Over the last few years, the mainstream media has posted many stories focusing on college graduates drowning in thousands of dollars in debt who were unable either to find a job, settled for a minimum wage position or moved back in with their parents.

In reality, however, only 4% of student loan balances are more than $100,000, according to a Brookings Institute research report released in June. The study analyzed more than two decades of data, concluding that borrowers struggling with high debt loads may not be a new and growing trend.

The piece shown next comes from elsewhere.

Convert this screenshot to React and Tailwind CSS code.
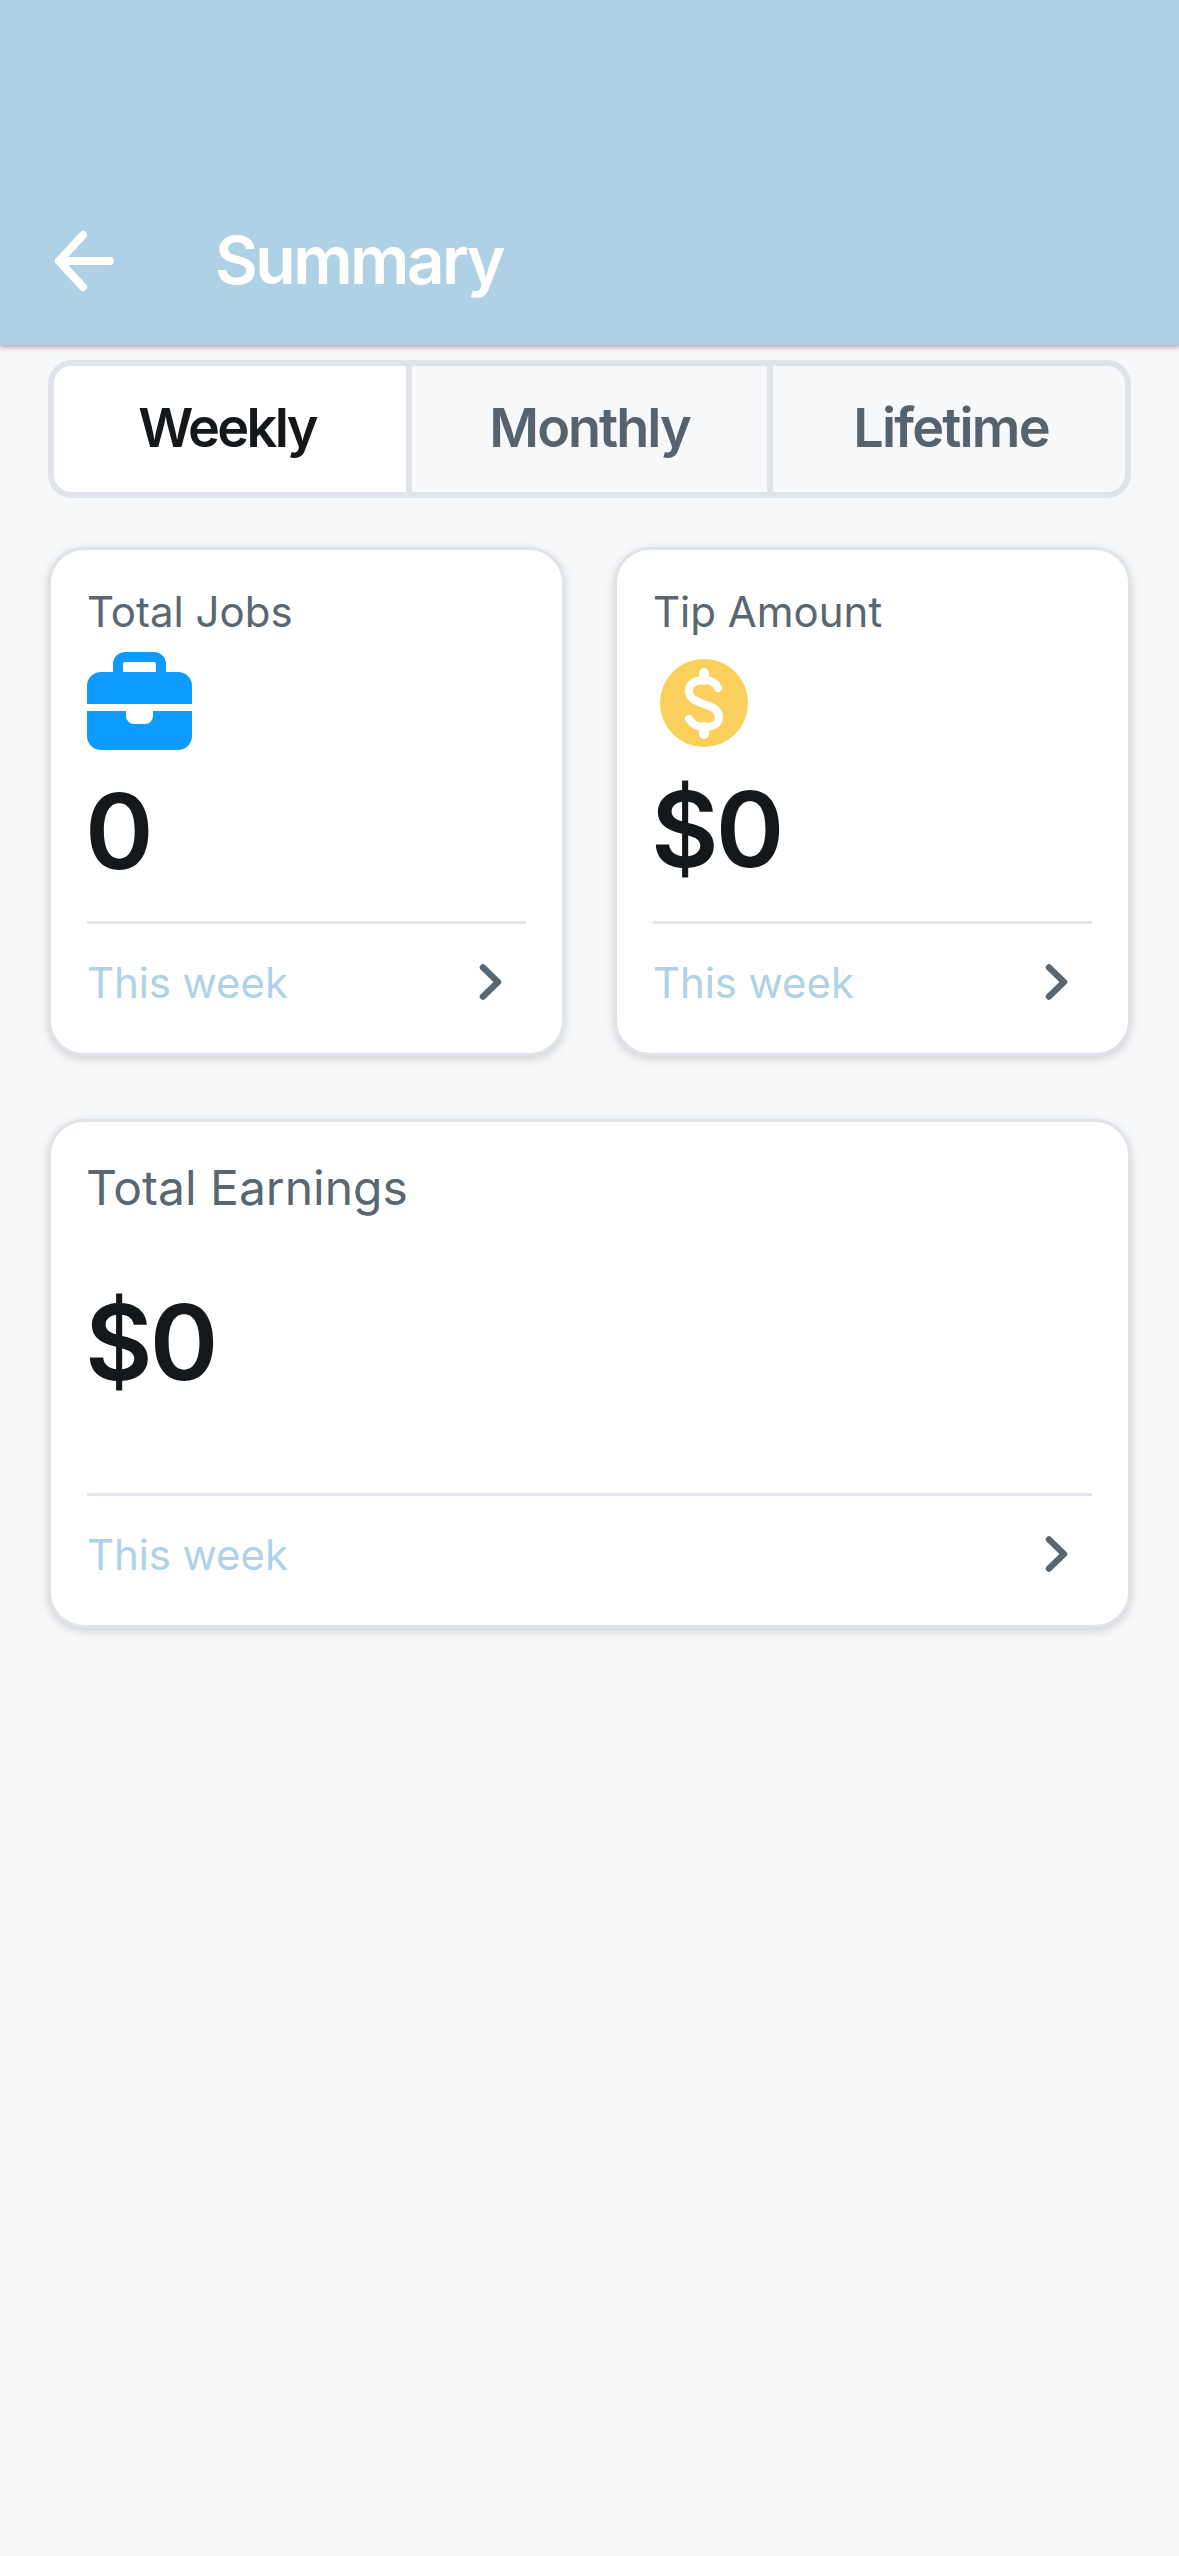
import React from 'react';

const Chevron = () => (
    <svg width="24" height="36" viewBox="0 0 24 36" fill="none" stroke="#5a6670" strokeWidth="6.5" strokeLinecap="round" strokeLinejoin="round" className="mt-[-2px]">
        <path d="M4 3.5 L19 18 L4 32.5" />
    </svg>
);

const BriefcaseIcon = () => (
    <svg width="105" height="98" viewBox="0 0 105 98" fill="#0f9aff" fillRule="evenodd">
        <path d="M14 20 H26 V12 A12 12 0 0 1 38 0 H67 A12 12 0 0 1 79 12 V20 H91 A14 14 0 0 1 105 34 V52 H0 V34 A14 14 0 0 1 14 20 Z M38 10 H67 A2 2 0 0 1 69 12 V20 H36 V12 A2 2 0 0 1 38 10 Z" />
        <path d="M0 59 H39 V64 A8 8 0 0 0 47 72 H58 A8 8 0 0 0 66 64 V59 H105 V84 A14 14 0 0 1 91 98 H14 A14 14 0 0 1 0 84 Z" />
    </svg>
);

const DollarIcon = () => (
    <svg width="88" height="88" viewBox="0 0 88 88" className="ml-[7px] mt-[3px]">
        <circle cx="44" cy="44" r="44" fill="#fbcf5b" />
        <path d="M58 29 C56 24 51 21 44 21 C35 21 29 25 29 32 C29 39 35 42 44 45 C53 48 59 51 59 58 C59 65 53 68 44 68 C37 68 32 65 29 60" fill="none" stroke="#fff" strokeWidth="8" strokeLinecap="round" />
        <path d="M44 14 V21 M44 68 V75" fill="none" stroke="#fff" strokeWidth="10" strokeLinecap="round" />
    </svg>
);

const Footer = () => (
    <div className="mt-auto border-t-[3px] border-[#e2e6ea] h-[132px] pb-[11px] pr-[23px] flex items-center justify-between">
        <span className="text-[42px] leading-none text-[#b0d2e6] tracking-[-0.1px]">This week</span>
        <Chevron />
    </div>
);

const StatCard = ({ label, icon, value, valueClass }) => (
    <div className="bg-white rounded-[36px] border-[3px] border-[#e0e3e7] shadow-[0_3px_10px_rgba(0,0,0,0.16)] h-[509px] px-[36px] flex flex-col">
        <p className="mt-[37px] text-[42px] leading-[50px] text-[#5a6670]">{label}</p>
        <div className="mt-[15px] h-[98px] flex items-center">{icon}</div>
        <p className={`${valueClass} ml-[-2px] text-[104px] leading-[116px] font-semibold text-[#14181b] tracking-[-3px]`}>{value}</p>
        <Footer />
    </div>
);

const tabs = [
    { name: 'Weekly', cls: 'pr-[6px] tracking-[-2.6px] bg-white text-[#14181b]' },
    { name: 'Monthly', cls: 'tracking-[-2px] border-l-[6px] border-[#e0e3e8] text-[#57636c]' },
    { name: 'Lifetime', cls: 'pl-[4px] tracking-[-1.8px] border-l-[6px] border-[#e0e3e8] text-[#57636c]' },
];

export default function App() {
    return (
        <div className="min-h-[2556px] bg-[#f6f8fa] font-['Inter',sans-serif]">
            <header className="h-[345px] bg-[#afd1e6] shadow-[0_2px_5px_rgba(0,0,0,0.35)] flex items-end pb-[48px] pl-[48px] relative">
                <div className="flex items-center h-[72px]">
                    <svg width="72" height="72" viewBox="0 0 72 72" fill="none" stroke="#fff" strokeWidth="8" strokeLinecap="round" strokeLinejoin="round">
                        <path d="M35 10 L11 36 L35 62 M11 36 H62" />
                    </svg>
                    <h1 className="ml-[95px] mt-[-2px] text-[66px] leading-[72px] font-semibold text-white tracking-[-2.6px]">Summary</h1>
                </div>
            </header>

            <main className="px-[48px] pt-[15px]">
                <div className="grid grid-cols-[352px_361px_358px] h-[138px] rounded-[24px] border-[6px] border-[#e0e3e8] overflow-hidden">
                    {tabs.map((tab) => (
                        <div key={tab.name} className={`flex items-center justify-center pb-[4px] text-[54px] font-semibold ${tab.cls}`}>
                            {tab.name}
                        </div>
                    ))}
                </div>

                <div className="mt-[49px] grid grid-cols-2 gap-[49px]">
                    <StatCard label="Total Jobs" icon={<BriefcaseIcon />} value="0" valueClass="mt-[23px]" />
                    <StatCard label="Tip Amount" icon={<DollarIcon />} value="$0" valueClass="mt-[21px]" />
                </div>

                <div className="mt-[63px] bg-white rounded-[36px] border-[3px] border-[#e0e3e7] shadow-[0_3px_10px_rgba(0,0,0,0.16)] h-[509px] px-[36px] flex flex-col">
                    <p className="mt-[37px] text-[48px] leading-[58px] text-[#5a6670] ml-[-1px]">Total Earnings</p>
                    <p className="mt-[67px] ml-[-2px] text-[104px] leading-[116px] font-semibold text-[#14181b] tracking-[-3px]">$0</p>
                    <Footer />
                </div>
            </main>
        </div>
    );
}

Additionally, the percentage of borrowers with high payment-to-income ratios has not increased over the last 20 years; if anything, it has declined, according to the report.

“On average, students graduate with less than $25,000 in student loan debt and that's a car payment,” said Mike Long, president/CEO of the CU Campus ResourcesCUSO in Madison, Wis. “In my opinion, graduating with $25,000 in education debt is a much better investment than buying a new Toyota Camry because you are going to earn significantly more income with a college degree over the long run.”

Aside from the debate of the effects of student debt, the credit union's total private student loan portfolio appears to be performing at much higher level than the overall student loan market.

Patterson and Long give due to strong metrics because of their CUSOs' conservative underwriting such as requiring a loan co-signer, approving loans only for not-for-profit public and private schools, and disbursing the loan funds directly to the university.